In other words, “no subdomain takeover monitoring, no Cloudflare account”. Interestingly, using SSO as a forcing function is pretty common; checking Sign in with Google records is how many “Shadow IT” tools map out which apps an organisation’s users are using.

Zhong Liang Ou-Yang, our security engineer building the tool, also implemented a self-service GitOps onboarding and vulnerability management workflow, with additional Slack alerts. This minimised the ongoing maintenance effort to just “we’ll let you know if there’s a problem”, while ensuring engineers don’t have to leave their typical platforms.

In the long run, we plan to build out sufficiently high-leverage mechanisms so that we can build-in the subdomain takeover scanning (Cloudflare, please open up the Tenants API!) or via an official Cloudflare developer platform integration. However, simply having this visibility has already enabled us to also quickly perform quick scans for other common vulnerabilities across our entire attack surface, demonstrating the importance of building up multiple levers.

Conclusion 🔗

In this blogpost, I’ve explained how frictionware occurs and how to avoid creating them.

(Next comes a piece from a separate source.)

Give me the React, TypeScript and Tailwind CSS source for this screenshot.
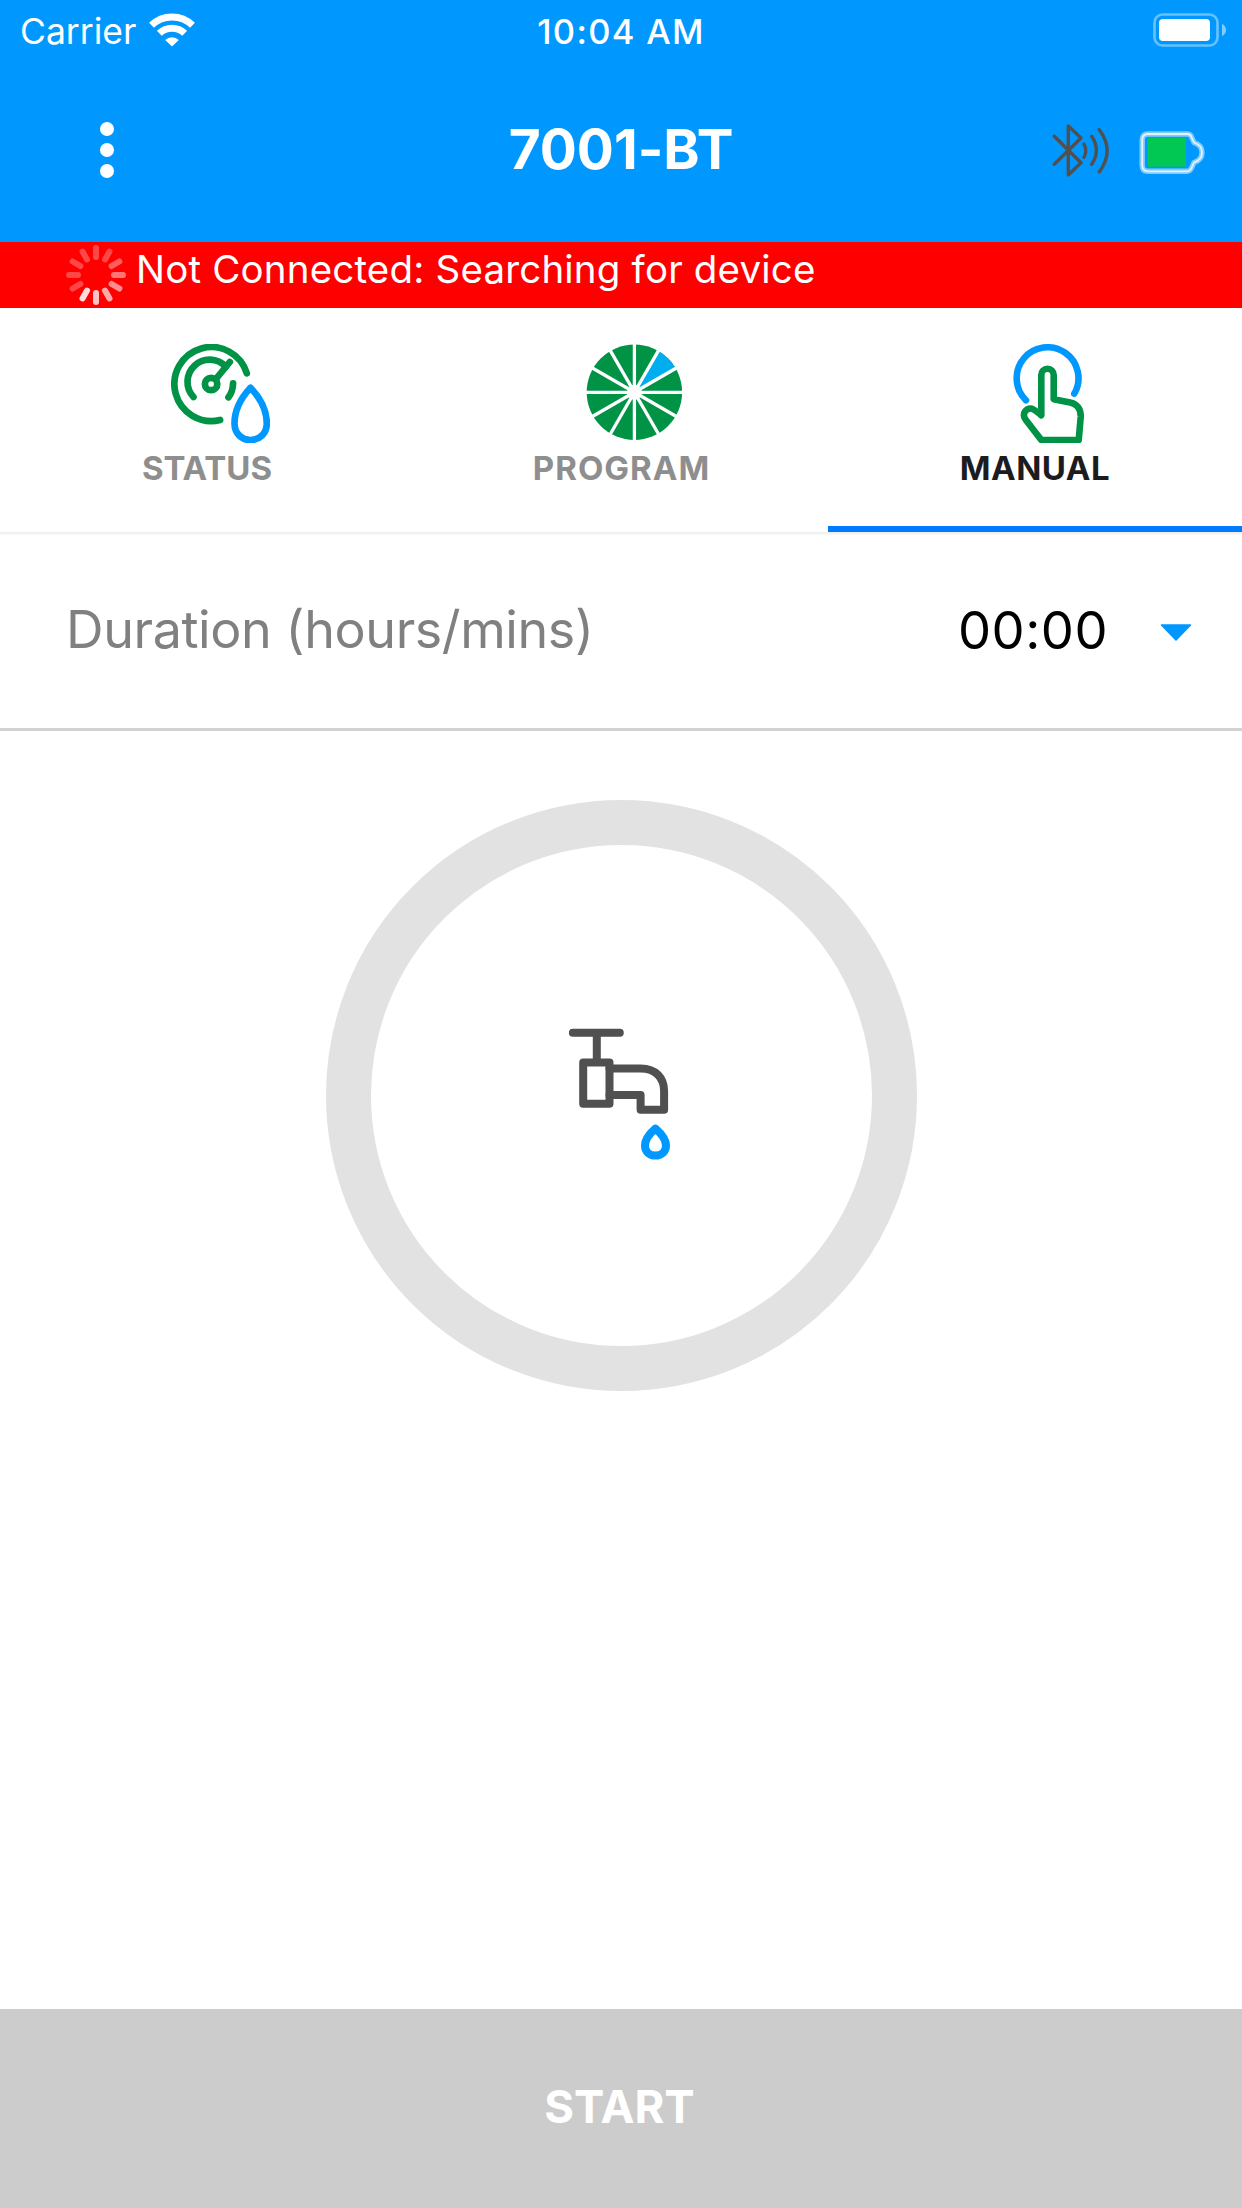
import type { ReactNode } from "react";

const GREEN = "#009245";
const BLUE = "#0098ff";

function WifiIcon() {
  return (
    <svg width="46" height="34" viewBox="0 0 46 34" fill="none" stroke="#fff" strokeWidth="7">
      <path d="M2.5 12.3A29.5 29.5 0 0 1 43.5 12.3" />
      <path d="M10.3 20.3A18.3 18.3 0 0 1 35.7 20.3" />
      <path d="M23 33.5L16.2 26.9A10.3 10.3 0 0 1 29.8 26.9Z" fill="#fff" stroke="none" />
    </svg>
  );
}

function PhoneBatteryIcon() {
  return (
    <svg width="76" height="36" viewBox="1152 12 76 36" fill="#fff">
      <rect x="1154.5" y="14.5" width="63" height="31" rx="8" fill="none" stroke="#66c1ff" strokeWidth="2.7" />
      <rect x="1159" y="19" width="51" height="22" rx="4" />
      <path d="M1222 23.7Q1226 26 1226 30Q1226 34 1222 36.3Z" fill="#80ccff" />
    </svg>
  );
}

function BluetoothIcon() {
  return (
    <svg width="58" height="54" viewBox="0 0 58 54" fill="none" stroke="#505050" strokeWidth="3.4" strokeLinecap="round" strokeLinejoin="round">
      <path d="M2.3 40.3L29 14L16.3 2V51L29 38.7L2.3 12.3" />
      <path d="M32 20Q35.5 26.7 32 33.3M39.7 12.3Q49 26.3 39.7 40.3M47.3 5.7Q63 26.7 47.3 48" />
    </svg>
  );
}

function DeviceBatteryIcon() {
  const outline =
    "M9 3H48Q51.5 3 52.5 6L55 11.5Q63 14 63 21.5Q63 29 55 31.5L52.5 37Q51 40.3 48 40.3H9Q3.2 40.3 3.2 34V9Q3.2 3 9 3Z";
  return (
    <svg width="66" height="43" viewBox="0 0 66 43" fill="none" strokeLinejoin="round">
      <path d={outline} stroke="#80ccff" strokeWidth="5.4" />
      <path d={outline} stroke="#e2f3ff" strokeWidth="1.8" />
      <rect x="8.7" y="6.7" width="38.3" height="29" fill="#00c853" />
    </svg>
  );
}

const SPOKES = [0.28, 0.28, 0.36, 0.46, 0.56, 0.66, 0.76, 0.86, 0.28, 0.28, 0.28, 0.28];

function Spinner() {
  return (
    <svg width="60" height="60" viewBox="-30 -30 60 60">
      {SPOKES.map((opacity, i) => (
        <rect key={i} x="-3" y="-30" width="6" height="15" rx="3" fill="#fff" opacity={opacity} transform={`rotate(${i * 30})`} />
      ))}
    </svg>
  );
}

function StatusIcon() {
  return (
    <svg width="99" height="99" viewBox="0.2 0 99 99" fill="none" stroke={GREEN} strokeWidth="6.7" strokeLinecap="round" strokeLinejoin="round">
      <path d="M76 29.3A37 37 0 1 0 49.3 76" />
      <path d="M22.7 53A21.5 21.5 0 0 1 55 22.7" />
      <path d="M45.5 34.5L59 18" />
      <circle cx="40.3" cy="40" r="6.2" />
      <path d="M62.3 39.3Q62 47.5 57.7 53.3" />
      <path d="M79.7 43.7C70 54 63.7 67 63.7 79.5C63.7 89.5 71 96 79.8 96C88.6 96 96 89.5 96 79.5C96 67 89.4 54 79.7 43.7Z" stroke={BLUE} />
    </svg>
  );
}

function ProgramIcon() {
  return (
    <svg width="99" height="99" viewBox="-49.4 -48.3 99 99">
      <circle r="47.7" fill={GREEN} />
      <path d="M0 0L23.85 -41.31A47.7 47.7 0 0 1 41.31 -23.85Z" fill="#00adef" />
      {[0, 30, 60, 90, 120, 150].map((a) => (
        <path key={a} d="M0 -49V49" stroke="#fff" strokeWidth="3.3" transform={`rotate(${a})`} />
      ))}
      <circle r="7.5" fill="#fff" />
    </svg>
  );
}

function ManualIcon() {
  return (
    <svg width="99" height="99" viewBox="0 0 99 99" fill="none" stroke={GREEN} strokeWidth="6.6" strokeLinecap="round" strokeLinejoin="round">
      <path d="M27 56.3A30.9 30.9 0 1 1 75.3 49.7" stroke={BLUE} />
      <path d="M42.3 71.3V31A6.2 6.2 0 0 1 54.7 31V55.3L71 58.6C78.5 60 82 65.5 81.7 73L79.7 96H42.3L26.5 75.5C22.5 69.5 27 64.3 32 64.5C34.5 64.6 36 66.5 42.3 71.3Z" />
    </svg>
  );
}

function TapIcon() {
  return (
    <svg width="104" height="135" viewBox="29.2 28 104 135" fill="none" stroke="#505050" strokeWidth="8" strokeLinecap="round" strokeLinejoin="round">
      <path d="M33 32.8H80M57 33V62" />
      <rect x="43.4" y="62.4" width="26.3" height="41.4" />
      <path d="M69.7 68.5H101C116 68.5 124.3 78 124.3 91V109.7H100.8V94.9H69.7" />
      <path d="M115.6 128.6C110 133.5 105.2 140 105.2 145.5C105.2 152 110 155.6 115.6 155.6C121.2 155.6 126.2 152 126.2 145.5C126.2 140 121.2 133.5 115.6 128.6Z" stroke={BLUE} />
    </svg>
  );
}

function Tab({ icon, active, children }: { icon: ReactNode; active?: boolean; children: ReactNode }) {
  return (
    <button
      className={
        active
          ? "flex flex-1 flex-col items-center border-b-6 border-[#007aff] pt-9 text-[#1c1c1e]"
          : "flex flex-1 flex-col items-center border-b-6 border-transparent pt-9 text-[#8e8e8e]"
      }
    >
      <span className="pl-[27px]">{icon}</span>
      <span className="mt-[5px] text-[33px] leading-10 font-bold">{children}</span>
    </button>
  );
}

export default function App() {
  return (
    <div className="flex h-[2208px] w-[1242px] flex-col bg-white font-['Inter',sans-serif]">
      <header className="h-[242px] bg-[#0098ff] text-white">
        <div className="grid h-[63px] grid-cols-3 items-center px-5">
          <div className="flex items-center gap-[13px]">
            <span className="text-[35.5px] leading-none">Carrier</span>
            <span className="-mt-1"><WifiIcon /></span>
          </div>
          <span className="pt-px text-center text-[34.5px] leading-none font-medium tracking-[1.3px] whitespace-nowrap">10:04 AM</span>
          <span className="-mt-[3px] -mr-[6px] justify-self-end"><PhoneBatteryIcon /></span>
        </div>
        <div className="grid h-[179px] grid-cols-3 items-center pr-[37px] pb-[7px] pl-[100px]">
          <button className="mt-[2px] flex w-[14px] flex-col items-center gap-[7px]">
            <span className="size-[14px] rounded-full bg-white" />
            <span className="size-[14px] rounded-full bg-white" />
            <span className="size-[14px] rounded-full bg-white" />
          </button>
          <h1 className="-ml-[63px] text-center text-[55px] leading-none font-bold [font-feature-settings:'calt'_0]">7001-BT</h1>
          <div className="mt-1 flex items-center justify-end gap-[29px]">
            <BluetoothIcon />
            <span className="mt-[3px]"><DeviceBatteryIcon /></span>
          </div>
        </div>
      </header>

      <div className="flex h-[66px] items-center bg-[#ff0000] pl-[66px] text-white">
        <Spinner />
        <span className="-mt-3 ml-[10px] text-[38.5px] leading-none tracking-[0.18px]">Not Connected: Searching for device</span>
      </div>

      <nav className="flex h-56">
        <Tab icon={<StatusIcon />}>STATUS</Tab>
        <Tab icon={<ProgramIcon />}><span className="pl-px tracking-[1px]">PROGRAM</span></Tab>
        <Tab icon={<ManualIcon />} active><span className="tracking-[0.5px]">MANUAL</span></Tab>
      </nav>
      <div className="h-[3px] bg-linear-to-b from-[#ececec] to-[#fafafa]" />

      <div className="flex h-[196px] items-center justify-between border-b-3 border-[#d3d3d3] pr-[50px] pb-[3px] pl-[66px]">
        <span className="text-[52px] leading-none tracking-[-0.4px] text-[#808080]">Duration (hours/mins)</span>
        <div className="flex items-center gap-[52px] text-black">
          <span className="text-[52.5px] leading-none tracking-[0.5px] [font-feature-settings:'calt'_0]">00:00</span>
          <svg width="32" height="18" viewBox="0 0 32 18" className="mt-[6px]">
            <path d="M1.5 1H30.5L16 16Z" fill={BLUE} stroke={BLUE} strokeWidth="1.5" strokeLinejoin="round" />
          </svg>
        </div>
      </div>

      <main className="flex flex-1 justify-center pt-[69px]">
        <div className="flex size-[591px] items-center justify-center rounded-full border-45 border-[#e2e2e2]">
          <TapIcon />
        </div>
      </main>

      <button className="h-[199px] bg-[#cccccc] pr-[3px] pb-[3px] text-[45.5px] font-bold text-white">START</button>
    </div>
  );
}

In reality, rolling out security tooling across a heterogenous organisation isn’t easy. Many organisations lack high-leverage mechanisms to go for the “build-in” route, which is why it’s necessary to invest in creating these mechanisms even while addressing the most critical problems with existing alternatives.

More importantly, I hope to highlight that this is a self-perpetuating cycle: if you continue to build frictionware, your resourcing needs will grow linearly (or worse, super-linearly), diverting attention and resources away from building up good mechanisms, eventually sucking out all the oxygen from the room. What’s left is a demoralised, overworked security team more focused on vanity metrics than real security outcomes.